Rows from a dataset of pages and code:
-- START --

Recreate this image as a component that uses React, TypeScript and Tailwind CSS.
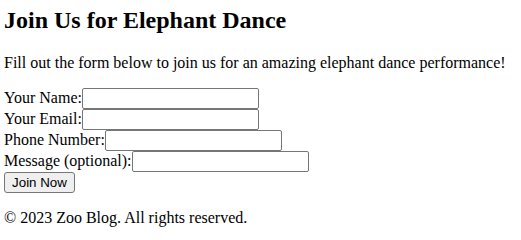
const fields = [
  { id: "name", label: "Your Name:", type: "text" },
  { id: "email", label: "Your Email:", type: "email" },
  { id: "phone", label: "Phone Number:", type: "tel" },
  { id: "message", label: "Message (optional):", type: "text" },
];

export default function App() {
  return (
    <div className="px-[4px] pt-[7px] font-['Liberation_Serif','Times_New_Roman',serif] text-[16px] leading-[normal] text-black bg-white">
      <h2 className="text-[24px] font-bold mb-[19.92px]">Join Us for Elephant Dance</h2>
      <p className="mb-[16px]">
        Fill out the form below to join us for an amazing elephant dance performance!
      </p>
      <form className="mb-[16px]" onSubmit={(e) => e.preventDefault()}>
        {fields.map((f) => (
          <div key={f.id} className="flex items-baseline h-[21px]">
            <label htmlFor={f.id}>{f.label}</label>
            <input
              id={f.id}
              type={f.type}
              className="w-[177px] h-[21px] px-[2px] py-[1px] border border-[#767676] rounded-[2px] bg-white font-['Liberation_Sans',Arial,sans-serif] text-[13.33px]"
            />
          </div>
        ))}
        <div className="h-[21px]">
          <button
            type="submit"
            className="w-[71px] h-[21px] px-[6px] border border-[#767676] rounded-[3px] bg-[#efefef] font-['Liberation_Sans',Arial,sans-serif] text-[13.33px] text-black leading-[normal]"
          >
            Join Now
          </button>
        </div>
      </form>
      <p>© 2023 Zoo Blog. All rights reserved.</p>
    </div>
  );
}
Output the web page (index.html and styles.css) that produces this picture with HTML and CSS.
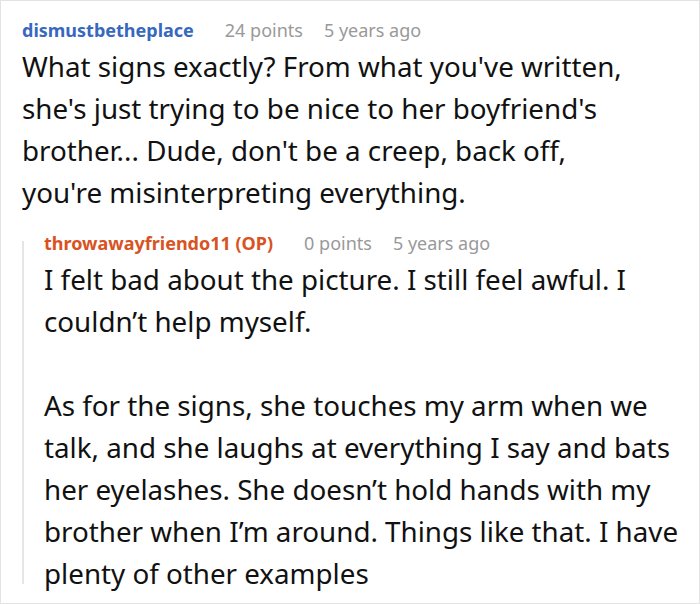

-- END --

Find the lines holding "this" and list every one.

Recreate this image as a component that uses React, TypeScript and Tailwind CSS.
Output the web page (index.html and styles.css) that produces this picture with HTML and CSS.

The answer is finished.